Les résultats de mes analyses statistiques ne m’autorisent pas à conclure quant à l’existence ou non, “toutes choses égales par ailleurs”, d’un effet du féminisme des conjointes, et de la plus ou moins grande importance qu’elles y accordent, sur la répartition du travail domestique au sein de leurs couples. Mes analyses gagneraient à être reproduites sur un échantillon plus large et représentatif de la population française. D’une manière générale, je suis convaincue que la question des liens entre identification comme féministe et idéaux et pratiques de répartition du travail domestique mériterait d’être plus amplement explorée !
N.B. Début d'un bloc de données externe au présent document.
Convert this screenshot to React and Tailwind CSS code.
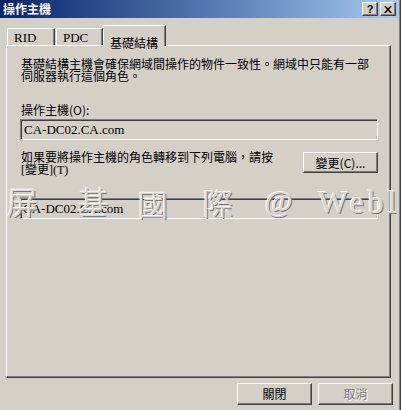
export default function App() {
  const raised =
    "border border-t-white border-l-white border-r-[#404040] border-b-[#404040] shadow-[inset_-1px_-1px_0_#808080]";
  const sunken =
    "border border-t-[#808080] border-l-[#808080] border-r-white border-b-white shadow-[inset_1px_1px_0_#404040]";
  const cjk = "font-['Noto_Sans_CJK_TC','Noto_Sans_CJK_SC',sans-serif]";
  const serif = "font-['Liberation_Serif','Noto_Sans_CJK_TC',serif]";
  const wm =
    "absolute text-[#d8d4cc] [text-shadow:-1px_-1px_0_#ffffff,1px_1px_0_#7a7a7a] leading-none";

  return (
    <div className="w-[401px] h-[410px] bg-[#d4d0c8] border-r border-[#404040] overflow-hidden">
      <div className={`relative w-[400px] h-[410px] border-r border-[#808080] ${cjk} text-black`}>
        {/* Title bar */}
        <div className="h-[18px] bg-linear-to-r from-[#0a246a] to-[#a6caf0] flex items-center justify-between pl-[3px] pr-[3px]">
          <span className="text-white font-bold text-[12px] leading-[12px]">操作主機</span>
          <div className="flex gap-[2px] items-center">
            <div className={`w-[16px] h-[14px] bg-[#d4d0c8] ${raised} flex items-center justify-center`}>
              <span className="font-['Liberation_Sans',sans-serif] font-bold text-[11px] leading-[11px]">?</span>
            </div>
            <div className={`w-[16px] h-[14px] bg-[#d4d0c8] ${raised} flex items-center justify-center`}>
              <svg width="8" height="7" viewBox="0 0 8 7">
                <path d="M0 0h2l2 2.5L6 0h2L5 3.5 8 7H6L4 4.5 2 7H0l3-3.5z" fill="#000" />
              </svg>
            </div>
          </div>
        </div>

        {/* Tabs */}
        <div className="h-[27px] flex items-end pl-[7px]">
          <div className="w-[48px] h-[17px] border-l border-t border-white rounded-tl-[2px] border-r border-r-[#404040] shadow-[inset_-1px_0_0_#808080] pl-[6px] flex items-center">
            <span className={`${serif} text-[13px] leading-[13px]`}>RID</span>
          </div>
          <div className="ml-[1px] w-[47px] h-[17px] border-l border-t border-white rounded-tl-[2px] border-r border-r-[#404040] shadow-[inset_-1px_0_0_#808080] pl-[6px] flex items-center">
            <span className={`${serif} text-[13px] leading-[13px]`}>PDC</span>
          </div>
          <div className="relative z-10 -mb-px w-[63px] h-[21px] bg-[#d4d0c8] border-l border-t border-white rounded-tl-[2px] border-r border-r-[#404040] shadow-[inset_-1px_0_0_#808080] pl-[6px] pt-[3px]">
            <span className="text-[12px] leading-[12px]">基礎結構</span>
          </div>
        </div>

        {/* Panel */}
        <div className={`ml-[6px] w-[385px] h-[333px] ${raised} pt-[12px] pl-[13px] pr-[12px] flex flex-col`}>
          <p className="text-[12px] leading-[12px] pl-[1px]">
            基礎結構主機會確保網域間操作的物件一致性。網域中只能有一部
            <br />
            伺服器執行這個角色。
          </p>
          <p className="mt-[22px] text-[12px] leading-[12px] pl-[1px]">操作主機(O):</p>
          <div className={`mt-[3px] h-[21px] ${sunken} pl-[3px] flex items-center`}>
            <span className={`${serif} text-[13px] leading-[13px]`}>CA-DC02.CA.com</span>
          </div>
          <div className="mt-[11px] flex justify-between items-start">
            <p className="text-[12px] leading-[12px] pl-[1px]">
              如果要將操作主機的角色轉移到下列電腦，請按
              <br />
              <span className={`${serif} text-[12px]`}>[變更](T)</span>
            </p>
            <div className={`mt-[1px] w-[75px] h-[21px] ${raised} flex items-center justify-center text-[12px] leading-[12px]`}>
              變更(C)...
            </div>
          </div>
          <div className={`mt-[22px] h-[21px] ${sunken} pl-[2px] flex items-center`}>
            <span className={`${serif} text-[13px] leading-[13px]`}>CA-DC02.CA.com</span>
          </div>
        </div>

        {/* Bottom buttons */}
        <div className="mt-[5px] flex justify-end gap-[6px] pr-[6px]">
          <div className={`w-[75px] h-[22px] ${raised} flex items-center justify-center text-[12px] leading-[12px]`}>
            關閉
          </div>
          <div className={`w-[75px] h-[22px] ${raised} flex items-center justify-center text-[12px] leading-[12px] text-[#808080] [text-shadow:1px_1px_0_#ffffff]`}>
            取消
          </div>
        </div>

        {/* Watermark overlay */}
        <span className={`${wm} left-[7px] top-[185px] text-[31px] font-['Noto_Sans_CJK_TC',serif] font-light`}>屏</span>
        <span className={`${wm} left-[78px] top-[185px] text-[31px] font-['Noto_Sans_CJK_TC',serif] font-light`}>基</span>
        <span className={`${wm} left-[138px] top-[188px] text-[30px] font-['Noto_Sans_CJK_TC',serif] font-light`}>國</span>
        <span className={`${wm} left-[203px] top-[187px] text-[30px] font-['Noto_Sans_CJK_TC',serif] font-light`}>際</span>
        <span className={`${wm} left-[265px] top-[186px] text-[30px] font-['Liberation_Serif',serif] tracking-[0px]`}>@</span>
        <span className={`${wm} left-[318px] top-[186px] text-[32px] font-['Liberation_Serif',serif] tracking-[4px]`}>Webli</span>
      </div>
    </div>
  );
}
QUELS SONT VOS PROJETS POUR LA SUITE ?

J’aimerais contribuer à l’élaboration de politiques publiques de lutte contre les inégalités de genre en travaillant pour une ONG, une association, un think tank ou une instance consultative formulant des propositions et effectuant des actions de plaidoyer à ce sujet. J’espère notamment, grâce à ma formation, pouvoir contribuer à ce que les politiques publiques prennent en compte les résultats de la recherche scientifique, y compris en sciences sociales, pour proposer des réponses adaptées aux problématiques actuelles.